Par Louis-Georges Tin
J’aimerais bien que les gens qui ont un minimum de conscience arrêtent ces éléments de langage honteux : non Colbert n’avait pas « une part d’ombre » ; Colbert a commis deux crimes contre l’humanité, le Code noir et la Compagnie des Indes.
Ce ne sont pas des ombres ou des fantômes, ce sont des milliers, des millions d’êtres humains dont les vies ont été saccagées et anéanties, à cause de Colbert et de la traite.
Ces formules sont des euphémismes inacceptables, qui tendent en fait vers une forme de révisionnisme, voire de négationnisme.
Hitler n’avait pas « une part d’ombre ». Pol Pot n’avait pas « une part d’ombre ». Ils ont commis des crimes contre l’humanité.
Cela n’a rien à voir avec l’ombre, concept brumeux et poétique, qui vise à dissimuler l’horreur sous la gaze d’un beau langage.

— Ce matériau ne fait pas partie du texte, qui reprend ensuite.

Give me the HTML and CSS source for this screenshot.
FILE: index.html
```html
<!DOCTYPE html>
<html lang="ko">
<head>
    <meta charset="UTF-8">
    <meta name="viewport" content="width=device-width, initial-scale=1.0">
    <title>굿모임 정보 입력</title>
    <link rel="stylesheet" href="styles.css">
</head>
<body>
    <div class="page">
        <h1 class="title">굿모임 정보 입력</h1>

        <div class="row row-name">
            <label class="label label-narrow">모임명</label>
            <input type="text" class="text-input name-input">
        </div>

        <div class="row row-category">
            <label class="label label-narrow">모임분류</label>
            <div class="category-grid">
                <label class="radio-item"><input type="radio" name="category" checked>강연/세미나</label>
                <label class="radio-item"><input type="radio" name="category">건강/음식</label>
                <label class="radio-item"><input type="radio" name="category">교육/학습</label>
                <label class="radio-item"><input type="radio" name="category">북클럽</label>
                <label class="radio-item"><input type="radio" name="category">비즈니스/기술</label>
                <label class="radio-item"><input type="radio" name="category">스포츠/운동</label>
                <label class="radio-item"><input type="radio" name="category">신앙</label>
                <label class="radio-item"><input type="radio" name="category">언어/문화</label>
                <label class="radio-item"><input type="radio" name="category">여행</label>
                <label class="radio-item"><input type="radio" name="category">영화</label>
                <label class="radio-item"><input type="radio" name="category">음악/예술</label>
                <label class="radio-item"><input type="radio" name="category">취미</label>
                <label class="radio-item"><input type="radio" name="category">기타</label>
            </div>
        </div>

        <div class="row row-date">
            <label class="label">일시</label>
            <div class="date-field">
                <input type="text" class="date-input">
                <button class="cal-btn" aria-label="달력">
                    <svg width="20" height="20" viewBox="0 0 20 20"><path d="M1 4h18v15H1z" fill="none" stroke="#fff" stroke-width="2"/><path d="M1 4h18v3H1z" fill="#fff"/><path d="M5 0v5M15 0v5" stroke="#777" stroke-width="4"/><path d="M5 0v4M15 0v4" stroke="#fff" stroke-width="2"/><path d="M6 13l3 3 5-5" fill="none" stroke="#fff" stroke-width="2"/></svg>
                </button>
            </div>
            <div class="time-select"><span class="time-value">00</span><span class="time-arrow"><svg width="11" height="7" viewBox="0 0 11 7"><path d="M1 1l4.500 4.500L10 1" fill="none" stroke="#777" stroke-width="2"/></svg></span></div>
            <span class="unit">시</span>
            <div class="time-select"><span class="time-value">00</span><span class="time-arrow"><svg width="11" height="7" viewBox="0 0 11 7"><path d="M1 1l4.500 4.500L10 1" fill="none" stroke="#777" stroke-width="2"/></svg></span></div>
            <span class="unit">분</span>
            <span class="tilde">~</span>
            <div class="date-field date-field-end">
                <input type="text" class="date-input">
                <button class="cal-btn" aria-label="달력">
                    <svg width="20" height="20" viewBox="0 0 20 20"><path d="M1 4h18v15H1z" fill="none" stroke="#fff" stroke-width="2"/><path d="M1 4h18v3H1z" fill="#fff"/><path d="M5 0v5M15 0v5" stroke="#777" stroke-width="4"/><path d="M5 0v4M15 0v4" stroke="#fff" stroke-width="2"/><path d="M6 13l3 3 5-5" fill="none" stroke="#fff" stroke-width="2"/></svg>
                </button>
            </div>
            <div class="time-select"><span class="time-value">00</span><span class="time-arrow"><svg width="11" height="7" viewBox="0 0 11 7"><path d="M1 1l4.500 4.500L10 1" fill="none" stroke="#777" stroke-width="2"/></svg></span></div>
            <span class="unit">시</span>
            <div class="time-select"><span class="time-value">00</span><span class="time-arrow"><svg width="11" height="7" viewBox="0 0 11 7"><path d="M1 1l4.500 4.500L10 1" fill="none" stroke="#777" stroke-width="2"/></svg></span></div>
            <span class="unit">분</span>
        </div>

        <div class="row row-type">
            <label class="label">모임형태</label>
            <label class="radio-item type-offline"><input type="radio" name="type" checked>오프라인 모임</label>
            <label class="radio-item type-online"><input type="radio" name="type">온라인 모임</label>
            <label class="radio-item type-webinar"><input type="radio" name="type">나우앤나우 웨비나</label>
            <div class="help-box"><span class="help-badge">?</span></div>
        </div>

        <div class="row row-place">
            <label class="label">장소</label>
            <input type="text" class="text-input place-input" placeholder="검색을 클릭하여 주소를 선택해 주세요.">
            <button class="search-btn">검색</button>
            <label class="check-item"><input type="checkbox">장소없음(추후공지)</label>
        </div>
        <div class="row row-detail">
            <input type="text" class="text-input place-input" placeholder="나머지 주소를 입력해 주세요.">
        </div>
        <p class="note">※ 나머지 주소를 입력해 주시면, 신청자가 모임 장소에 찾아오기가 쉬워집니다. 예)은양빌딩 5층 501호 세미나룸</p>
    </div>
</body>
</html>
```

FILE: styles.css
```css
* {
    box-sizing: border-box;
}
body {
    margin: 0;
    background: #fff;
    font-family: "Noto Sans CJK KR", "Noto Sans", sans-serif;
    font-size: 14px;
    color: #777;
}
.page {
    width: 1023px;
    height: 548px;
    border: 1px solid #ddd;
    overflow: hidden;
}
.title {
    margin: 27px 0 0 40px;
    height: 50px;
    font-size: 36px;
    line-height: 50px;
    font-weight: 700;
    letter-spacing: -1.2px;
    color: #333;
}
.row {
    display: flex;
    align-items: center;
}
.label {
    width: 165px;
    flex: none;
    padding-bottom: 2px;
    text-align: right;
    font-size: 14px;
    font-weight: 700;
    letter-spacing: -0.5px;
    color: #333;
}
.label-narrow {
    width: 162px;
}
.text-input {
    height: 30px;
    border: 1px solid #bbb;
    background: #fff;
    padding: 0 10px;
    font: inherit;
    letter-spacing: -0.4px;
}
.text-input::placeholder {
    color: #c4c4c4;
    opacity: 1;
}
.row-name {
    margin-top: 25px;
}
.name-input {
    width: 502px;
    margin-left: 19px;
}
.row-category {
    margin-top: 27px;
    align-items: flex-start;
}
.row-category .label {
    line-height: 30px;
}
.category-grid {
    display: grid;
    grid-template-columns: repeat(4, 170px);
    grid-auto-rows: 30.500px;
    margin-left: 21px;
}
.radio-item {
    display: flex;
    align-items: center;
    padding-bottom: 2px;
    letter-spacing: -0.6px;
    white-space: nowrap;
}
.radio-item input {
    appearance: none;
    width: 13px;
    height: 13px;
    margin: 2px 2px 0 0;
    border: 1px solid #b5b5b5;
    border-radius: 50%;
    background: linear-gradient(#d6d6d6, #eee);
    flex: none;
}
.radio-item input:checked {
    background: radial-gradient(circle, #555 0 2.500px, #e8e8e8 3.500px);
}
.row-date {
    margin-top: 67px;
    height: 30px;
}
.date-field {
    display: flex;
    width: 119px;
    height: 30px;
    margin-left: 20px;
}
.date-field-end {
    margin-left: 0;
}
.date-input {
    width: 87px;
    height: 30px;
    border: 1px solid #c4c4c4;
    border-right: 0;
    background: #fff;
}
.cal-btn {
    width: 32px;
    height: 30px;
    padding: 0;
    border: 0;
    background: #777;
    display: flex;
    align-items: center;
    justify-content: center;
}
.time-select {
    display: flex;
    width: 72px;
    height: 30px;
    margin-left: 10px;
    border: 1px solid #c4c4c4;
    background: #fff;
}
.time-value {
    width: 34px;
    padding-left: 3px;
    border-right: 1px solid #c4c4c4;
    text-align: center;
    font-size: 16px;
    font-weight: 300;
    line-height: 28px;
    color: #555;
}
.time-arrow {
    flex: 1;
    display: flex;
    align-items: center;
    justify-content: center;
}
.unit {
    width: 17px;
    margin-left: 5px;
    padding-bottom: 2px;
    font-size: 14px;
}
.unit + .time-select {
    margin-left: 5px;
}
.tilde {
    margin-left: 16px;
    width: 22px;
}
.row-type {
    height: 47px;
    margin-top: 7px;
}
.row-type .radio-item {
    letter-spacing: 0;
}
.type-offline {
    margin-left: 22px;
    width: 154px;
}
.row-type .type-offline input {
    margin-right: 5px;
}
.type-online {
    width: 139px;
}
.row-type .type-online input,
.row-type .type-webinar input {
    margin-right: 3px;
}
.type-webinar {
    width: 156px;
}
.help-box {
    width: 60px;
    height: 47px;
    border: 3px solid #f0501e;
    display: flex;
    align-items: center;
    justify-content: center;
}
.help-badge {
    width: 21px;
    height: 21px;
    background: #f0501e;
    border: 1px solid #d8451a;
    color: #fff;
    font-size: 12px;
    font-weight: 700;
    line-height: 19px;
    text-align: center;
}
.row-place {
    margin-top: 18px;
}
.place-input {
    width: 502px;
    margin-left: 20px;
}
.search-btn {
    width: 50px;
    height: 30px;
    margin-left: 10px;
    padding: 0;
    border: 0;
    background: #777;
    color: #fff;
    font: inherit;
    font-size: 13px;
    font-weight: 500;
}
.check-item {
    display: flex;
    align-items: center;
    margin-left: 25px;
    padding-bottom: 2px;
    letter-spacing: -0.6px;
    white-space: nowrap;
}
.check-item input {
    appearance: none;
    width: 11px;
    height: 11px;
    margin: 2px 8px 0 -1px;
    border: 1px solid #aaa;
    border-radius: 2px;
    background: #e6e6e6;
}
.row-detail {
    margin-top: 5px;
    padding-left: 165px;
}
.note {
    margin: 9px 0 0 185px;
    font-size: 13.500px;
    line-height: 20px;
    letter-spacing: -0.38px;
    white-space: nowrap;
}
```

Mais non, le crime contre l’humanité, ce n’est pas l’ombre, c’est la sauvagerie, la cruauté, le sang, la boucherie, la monstruosité.

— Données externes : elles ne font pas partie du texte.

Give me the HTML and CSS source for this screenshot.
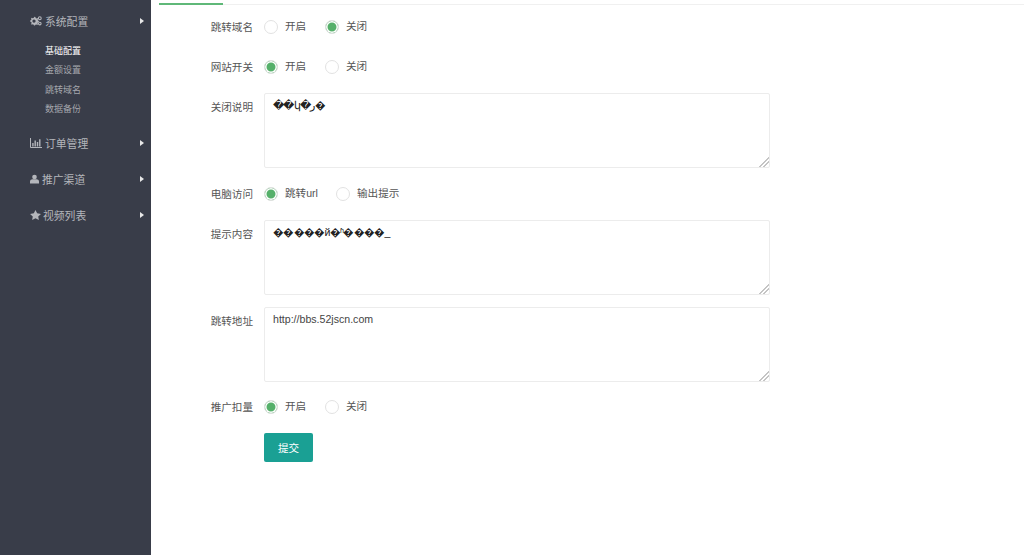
FILE: index.html
```html
<!DOCTYPE html>
<html lang="zh-CN">

<head>
    <meta charset="UTF-8">
    <title>基础配置</title>
    <link rel="stylesheet" href="styles.css">
</head>

<body>
    <div class="side">
        <div class="nav-item nav-first">
            <svg class="nav-icon" viewBox="0 0 12 10" width="12" height="10">
                <path fill="#b4b6bb" fill-rule="evenodd" d="M4 1.2l1 .1.3 1 .9.5.9-.4.7.8-.5.8.3 1 .9.4v1l-.9.3-.4 1 .4.9-.8.7-.8-.5-1 .3-.4.9h-1l-.3-.9-1-.4-.9.4-.7-.8.5-.8-.3-1L-.3 6V5l.9-.3.4-1-.4-.9.8-.7.8.5 1-.3zM3.6 3.900a1.600 1.600 0 1 0 .01 0z" transform="translate(.4 -.4)"/>
                <circle cx="9.800" cy="2.200" r="1.400" fill="none" stroke="#b4b6bb" stroke-width="1.100"/>
                <circle cx="9.800" cy="7.600" r="1.300" fill="none" stroke="#b4b6bb" stroke-width="1.100"/>
            </svg>
            <span>系统配置</span>
            <i class="arrow"></i>
        </div>
        <div class="sub-list">
            <a class="sub-item sub-active">基础配置</a>
            <a class="sub-item">金额设置</a>
            <a class="sub-item">跳转域名</a>
            <a class="sub-item">数据备份</a>
        </div>
        <div class="nav-item nav-orders">
            <svg class="nav-icon" viewBox="0 0 12 10" width="12" height="10">
                <path fill="none" stroke="#b4b6bb" d="M.5 0v9.500H12"/>
                <path fill="#b4b6bb" d="M2.200 5h1.400v3.600H2.200zM4.500 2.500h1.400v6.100H4.500zM6.800 4h1.400v4.600H6.800zM9.100 1.200h1.400v7.400H9.100z"/>
            </svg>
            <span>订单管理</span>
            <i class="arrow"></i>
        </div>
        <div class="nav-item">
            <svg class="nav-icon nav-icon-small" viewBox="0 0 10 10" width="9" height="10">
                <circle cx="5" cy="2.800" r="2.600" fill="#b4b6bb"/>
                <path fill="#b4b6bb" d="M0 10V7.600C0 6 1.500 5.200 2.800 5.200h4.400C8.500 5.200 10 6 10 7.600V10z"/>
            </svg>
            <span>推广渠道</span>
            <i class="arrow"></i>
        </div>
        <div class="nav-item">
            <svg class="nav-icon nav-icon-star" viewBox="0 0 12 11" width="11" height="10">
                <path fill="#b4b6bb" d="M6 0l1.800 3.700 4.200.6-3 2.900.7 3.800L6 9.200 2.300 11 3 7.200 0 4.300l4.200-.6z"/>
            </svg>
            <span>视频列表</span>
            <i class="arrow"></i>
        </div>
    </div>

    <div class="main">
        <div class="tab-bar"><div class="tab-on"></div></div>

        <form class="config-form">
            <div class="form-row row-1">
                <label class="row-label">跳转域名</label>
                <div class="row-input">
                    <span class="radio"><i class="dot"></i><span class="radio-text">开启</span></span>
                    <span class="radio radio-on"><i class="dot"></i><span class="radio-text">关闭</span></span>
                </div>
            </div>
            <div class="form-row row-2">
                <label class="row-label">网站开关</label>
                <div class="row-input">
                    <span class="radio radio-on"><i class="dot"></i><span class="radio-text">开启</span></span>
                    <span class="radio"><i class="dot"></i><span class="radio-text">关闭</span></span>
                </div>
            </div>
            <div class="form-row row-area row-3">
                <label class="row-label">关闭说明</label>
                <textarea class="area area-bad">��կ�ر�</textarea>
            </div>
            <div class="form-row row-4">
                <label class="row-label">电脑访问</label>
                <div class="row-input">
                    <span class="radio radio-on radio-tight"><i class="dot"></i><span class="radio-text">跳转url</span></span>
                    <span class="radio radio-wide"><i class="dot"></i><span class="radio-text">输出提示</span></span>
                </div>
            </div>
            <div class="form-row row-area row-5">
                <label class="row-label">提示内容</label>
                <textarea class="area area-bad">�����й�ʱ����_</textarea>
            </div>
            <div class="form-row row-area row-6">
                <label class="row-label">跳转地址</label>
                <textarea class="area">http://bbs.52jscn.com</textarea>
            </div>
            <div class="form-row row-7">
                <label class="row-label">推广扣量</label>
                <div class="row-input">
                    <span class="radio radio-on"><i class="dot"></i><span class="radio-text">开启</span></span>
                    <span class="radio"><i class="dot"></i><span class="radio-text">关闭</span></span>
                </div>
            </div>
            <div class="form-row row-8">
                <label class="row-label"></label>
                <button type="button" class="btn">提交</button>
            </div>
        </form>
    </div>
</body>

</html>
```

FILE: styles.css
```css
* {
    box-sizing: border-box;
}

html,
body {
    height: 100%;
}

body {
    margin: 0;
    display: flex;
    overflow: hidden;
    background-color: #fff;
    color: #555;
    font-family: "Liberation Sans", "Noto Sans CJK SC", sans-serif;
    font-size: 10.6px;
}

.side {
    width: 151px;
    flex-shrink: 0;
    background-color: #393d49;
    color: #b4b6bb;
}

.main {
    flex: 1;
}

.nav-item {
    position: relative;
    display: flex;
    align-items: center;
    height: 36px;
    padding-left: 30px;
    font-size: 10.8px;
}

.nav-first {
    margin-top: 3px;
}

.nav-orders {
    margin-top: 5px;
}

.nav-icon {
    margin-right: 3px;
}

.nav-icon-small {
    margin-right: 3px;
}

.nav-icon-star {
    margin-right: 2px;
}

.arrow {
    position: absolute;
    left: 140px;
    top: 15px;
    border-left: 4px solid #e8e8e8;
    border-top: 3px solid transparent;
    border-bottom: 3px solid transparent;
}

.sub-list {
    padding-top: 3px;
}

.sub-item {
    display: block;
    height: 19.4px;
    line-height: 19.4px;
    padding-left: 45px;
    font-size: 9px;
    color: #a5a7ad;
}

.sub-active {
    color: #fff;
}

.tab-bar {
    height: 5px;
    margin-left: 8px;
    padding-top: 3px;
    border-bottom: 1px solid #f0f0f0;
}

.tab-on {
    width: 64px;
    height: 2px;
    background-color: #5fb878;
}

.form-row {
    display: flex;
}

.row-label {
    width: 94px;
    margin-left: 8px;
    text-align: right;
    color: #555;
    line-height: 38px;
    flex-shrink: 0;
}

.row-area .row-label {
    line-height: 28px;
}

.row-input {
    display: flex;
    align-items: center;
    height: 38px;
    margin-left: 11px;
}

.radio {
    display: flex;
    align-items: center;
    width: 61px;
}

.radio-tight {
    width: 72px;
}

.radio-wide {
    width: 80px;
}

.radio-text {
    margin-bottom: 3px;
}

.dot {
    width: 14px;
    height: 14px;
    margin-right: 7px;
    border: 1px solid #e2e2e2;
    border-radius: 50%;
    background-color: #fff;
    flex-shrink: 0;
}

.radio-on .dot {
    background-color: #55b06a;
    box-shadow: inset 0 0 0 1.5px #fff;
}

.area {
    display: block;
    width: 506px;
    height: 75px;
    margin: 0 0 0 11px;
    padding: 4px 8px;
    border: 1px solid #ececec;
    border-radius: 2px;
    outline: none;
    color: #444;
    font-family: "Liberation Sans", "Noto Sans CJK SC", sans-serif;
    font-size: 10.6px;
    line-height: 15px;
}

.area::-webkit-resizer {
    background: linear-gradient(135deg, transparent 66%, #c4c4c4 66%, #c4c4c4 72%, transparent 72%, transparent 78%, #c4c4c4 78%, #c4c4c4 84%, transparent 84%);
}

.area-bad {
    color: #222;
    letter-spacing: -0.7px;
}

.row-1 {
    margin-top: 3px;
}

.row-2 {
    margin-top: 2px;
}

.row-3,
.row-4,
.row-5 {
    margin-top: 7px;
}

.row-6 {
    margin-top: 12px;
}

.row-7 {
    margin-top: 6px;
}

.row-8 {
    margin-top: 7px;
}

.btn {
    width: 49px;
    height: 29px;
    margin-left: 11px;
    border: none;
    border-radius: 2px;
    background-color: #1aa094;
    color: #fff;
    font-family: "Liberation Sans", "Noto Sans CJK SC", sans-serif;
    font-size: 10.6px;
}
```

Dans la cale des navires négriers, les Africains déportés n’étaient pas à l’ombre, il étaient en enfer. Sous les ors de Versailles, Colbert n’était pas à l’ombre, il était en pleine lumière. Il n’y a eu aucune ombre dans cette affaire. Tout a été fait publiquement. A la vue de tout le monde.
En réalité, la seule ombre dans cette histoire est l’ombre portée par la République, qui a cherché longtemps, et cherche encore à bien des égards à dissimuler la réalité et à laisser dans l’ombre les victimes et les faits, comme les réparations payées aux criminels en 1848, le travail forcé jusqu’en 1946, la rançon extorquée à Haïti, le rôle de la Banque de France dans la traite, et tout le reste de l’Histoire coloniale, la Guerre du Cameroun, dont personne ne parle, le rôle de la France au Rwanda, tabou national, l’impact des essais nucléaires dans le Sahara, la guerre du Biafra, etc.
En ce sens, ce n’est pas Colbert qui avait une part d’ombre, c’est nous, Français d’aujourd’hui qui vivons dans l’ombre de nos crimes.